Credit Suisse Targeted for Breakup by Little Hedge Fund With Big Plans

A small but top-performing activist hedge fund has set its sights on an ambitious target: breaking up Swiss banking behemoth Credit Suisse Group AG.

RBR Capital Advisors AG, which is based close to Lake Zurich and headed by outspoken trader Rudolf Bohli, said Tuesday it wanted the bank to split into an investment bank, a wealth manager and an asset manager.

The fund will release further details of its plan this week. It owns about 75 million francs ($77 million) in CS stock, or about a 0.2% stake, according to a person close to the bank.

"It's going to be better off being a pure player," William Raynar, a board member at RBR, told The Wall Street Journal. It has become "extremely difficult" for the investment bank to be competitive.

He added that RBR has had "a number of interactions" with other investors. Activists typically encourage other shareholders to support their campaigns, to add heft to their calls for change.

Engineering the type of sweeping changes outlined by RBR is likely to prove difficult. Credit Suisse's units are interconnected. Each brings business to the other and the bank's broadly diversified shareholder base may make it difficult to generate momentum for changes.

"Every few years this idea comes around," said Andreas Venditti, senior bank analyst at Vontobel, who examined two years ago whether it made sense to split up Credit Suisse and separate its investment banking unit.

"I came to the conclusion it is not viable," he said. Spinning off investment banking "just isn't going to work, you have funding and capital issues and these units work together with the investment bank bringing money to the private bank" and the private bank bringing flows to the investment bank, Mr. Venditti said.

CS shares rose as much as 2% early Tuesday before paring some gains.

"While we welcome the views of all our shareholders, our focus is on the implementation of our strategy and of our three-year plan, which is well on track and which we believe will unlock considerable value for our clients and shareholders," a Credit Suisse spokesman said.

Before the credit crisis, activist hedge funds could often effect major change at companies--notably, TCI helped trigger the sale of Dutch bank ABN Amro. However, many funds saw their influence decline during the crisis as investors pulled assets and nowadays activists tend to need a much bigger stake in a company to bring about change.

U.S. activists have been drawn to opportunities in Europe in recent years, including billionaire activist investor Daniel Loeb's Third Point LLC's announcement in June that it had taken a $3.5 billion stake in Nestlé SA. European activists have been gaining influence in recent years, although they tend to be fewer in number and often smaller than their U.S. counterparts.

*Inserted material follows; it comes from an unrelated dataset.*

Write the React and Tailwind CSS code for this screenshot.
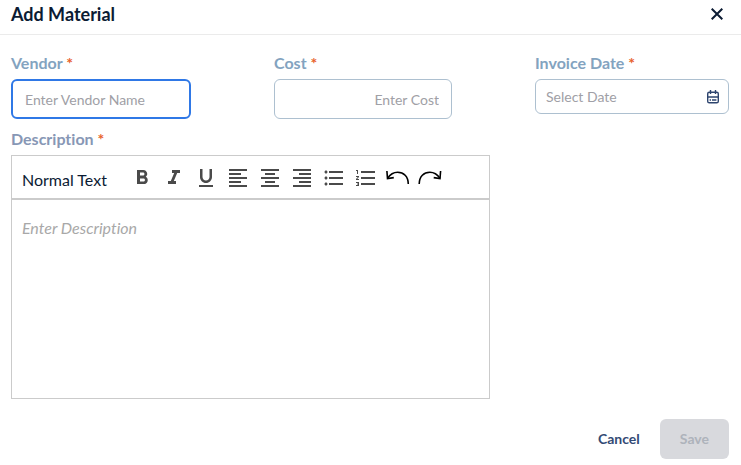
import {
  MdFormatAlignCenter,
  MdFormatAlignLeft,
  MdFormatAlignRight,
  MdFormatBold,
  MdFormatItalic,
  MdFormatListBulleted,
  MdFormatListNumbered,
  MdFormatUnderlined,
} from "react-icons/md";

function CloseIcon() {
  return (
    <svg width="12" height="12" viewBox="0 0 12 12" fill="none" stroke="currentColor" strokeWidth="2" aria-hidden="true">
      <path d="M0.7 0.7 11.3 11.3M11.3 0.7 0.7 11.3" />
    </svg>
  );
}

function CalendarIcon() {
  return (
    <svg width="14" height="14" viewBox="0 0 14 14" fill="none" stroke="currentColor" strokeWidth="1.4" aria-hidden="true">
      <rect x="1.7" y="2.2" width="10.6" height="10.6" rx="1.6" />
      <path d="M1.7 7h10.6M4.5 0v4M9.5 0v4" />
      <path d="M3.6 10h1.4M6 10h4.4" />
    </svg>
  );
}

function UndoIcon() {
  return (
    <svg width="24" height="24" viewBox="0 0 24 24" fill="none" stroke="currentColor" strokeWidth="1.6" aria-hidden="true">
      <path d="M0.9 5L1.5 12.6L7.8 11.6" />
      <path d="M1.6 12.3C4.2 8.4 7.6 6.3 11.6 6.3C17.6 6.3 22.2 10.4 22.3 18" />
    </svg>
  );
}

function RedoIcon() {
  return (
    <svg width="24" height="24" viewBox="0 0 24 24" fill="none" stroke="currentColor" strokeWidth="1.6" aria-hidden="true">
      <path d="M22.6 5L22 12.6L15.7 11.6" />
      <path d="M21.9 12.3C19.3 8.4 15.9 6.3 11.9 6.3C5.9 6.3 1.3 10.4 1.2 18" />
    </svg>
  );
}

const tools = [
  { name: "Bold", Icon: MdFormatBold },
  { name: "Italic", Icon: MdFormatItalic },
  { name: "Underline", Icon: MdFormatUnderlined },
  { name: "Align left", Icon: MdFormatAlignLeft },
  { name: "Align center", Icon: MdFormatAlignCenter },
  { name: "Align right", Icon: MdFormatAlignRight },
  { name: "Bulleted list", Icon: MdFormatListBulleted },
  { name: "Numbered list", Icon: MdFormatListNumbered },
];

function Label({ htmlFor, children, className = "text-[#83a3bf]" }) {
  return (
    <label htmlFor={htmlFor} className={`block text-base leading-6 font-bold ${className}`}>
      {children} <span className="text-[#e8622c]">*</span>
    </label>
  );
}

export default function App() {
  return (
    <form className="bg-white font-['Lato',sans-serif] text-[#0b1b33] [font-variant-ligatures:none]">
      <header className="flex items-center justify-between border-b border-[#ebebeb] pt-0.5 pr-[18px] pb-2 pl-[11px]">
        <h1 className="text-lg leading-6 font-bold">Add Material</h1>
        <button type="button" aria-label="Close">
          <CloseIcon />
        </button>
      </header>

      <main className="pt-4 pr-3 pl-[11px]">
        <div className="flex items-start justify-between">
          <div className="w-[180px]">
            <Label htmlFor="vendor">Vendor</Label>
            <input
              id="vendor"
              placeholder="Enter Vendor Name"
              className="mt-1 block h-10 w-full rounded-md border-2 border-[#2f78e6] px-3 text-sm outline-none placeholder:text-[#a0a0a6]"
            />
          </div>
          <div className="w-[178px]">
            <Label htmlFor="cost">Cost</Label>
            <input
              id="cost"
              placeholder="Enter Cost"
              className="mt-1 block h-10 w-full rounded-md border border-[#adc0d0] px-3 text-right text-sm outline-none placeholder:text-[#a0a0a6]"
            />
          </div>
          <div className="w-[194px]">
            <Label htmlFor="date">Invoice Date</Label>
            <div className="mt-1 flex h-[35px] items-center rounded-md border border-[#adc0d0] px-2">
              <input
                id="date"
                placeholder="Select Date"
                className="min-w-0 flex-1 px-0.5 text-sm outline-none placeholder:text-[#a0a0a6]"
              />
              <button type="button" aria-label="Open calendar" className="text-[#2d446e]">
                <CalendarIcon />
              </button>
            </div>
          </div>
        </div>

        <div className="mt-2 w-2/3">
          <Label htmlFor="description" className="text-[#8797b5]">
            Description
          </Label>
          <div className="mt-1 border border-[#cbcbcb]">
            <div className="flex items-start border-b-2 border-[#cbcbcb] px-2.5 pt-2.5 pb-1.5">
              <select aria-label="Text style" className="w-27 appearance-none pt-0.5 text-base leading-6 outline-none">
                <option>Normal Text</option>
              </select>
              <div className="flex gap-2 text-[#4a4a4a]">
                {tools.map(({ name, Icon }) => (
                  <button key={name} type="button" aria-label={name}>
                    <Icon size={24} />
                  </button>
                ))}
                <button type="button" aria-label="Undo" className="text-black">
                  <UndoIcon />
                </button>
                <button type="button" aria-label="Redo" className="text-black">
                  <RedoIcon />
                </button>
              </div>
            </div>
            <textarea
              id="description"
              placeholder="Enter Description"
              className="block h-[198px] w-full resize-none px-2.5 py-4 text-base leading-6 outline-none placeholder:text-[#a8a8a8] placeholder:italic"
            />
          </div>
        </div>
      </main>

      <footer className="flex justify-end gap-5 px-3 pt-5 pb-1.5">
        <button type="button" className="text-sm font-bold text-[#334a75]">
          Cancel
        </button>
        <button type="submit" disabled className="h-10 rounded-md bg-[#d8d9dd] px-5 text-sm font-bold text-[#aeb3bb]">
          Save
        </button>
      </footer>
    </form>
  );
}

RBR has had success in an activist campaign at airline catering firm Gategroup Holding AG between late 2014 and 2016, during which time the firm's shares rose sharply. However, it failed with plans this year to shake up the board of Swiss money manager GAM Holding.

News of RBR's Credit Suisse campaign was first reported by the Financial Times.

Credit Suisse is two years into an overhaul under chief executive Tidjane Thiam, who took the reins in 2015, as the Swiss banking giant reorients away from profitable, but volatile, investment banking toward the more stable business of managing money for well-heeled clients.

This process has been rocky and exposed internal divisions. The low point came one year into Mr. Thiam's tenure in July 2016, when Credit Suisse shares dipped below 10 francs a share. The stock has recovered to nearly 16 francs a share, well below the level around 25 francs when Mr. Thiam took the helm.

Credit Suisse lost 2.4 billion francs last year, mostly due to a legal settlement with the U.S. over crisis-era mortgage-backed securities. Still, its financial position was strong enough in the spring for the bank to shelve plans to sell a chunk of its profitable Swiss unit and raise capital by listing additional shares instead.

RBR is the latest activist investor to target a well-known Swiss company. U.S. investors David Winter, David Millstone and Keith Meister have accumulated over 15% of Swiss chemicals company Clariant AG through their vehicle White Tale Holdings and have threatened to vote against Clariant's proposed merger with Huntsman Corp., saying the deal is detrimental to investors.

After Third Point LLC took its stake in Nestlé it began pressing for changes, including the sale of non-core assets such as Nestlé's stake in L'Oréal. Days later, Nestlé announced a 20 billion Swiss franc share buyback program and said it would orient its capital spending toward high-growth parts of its business, including pet care, infant nutrition, coffee and bottled water.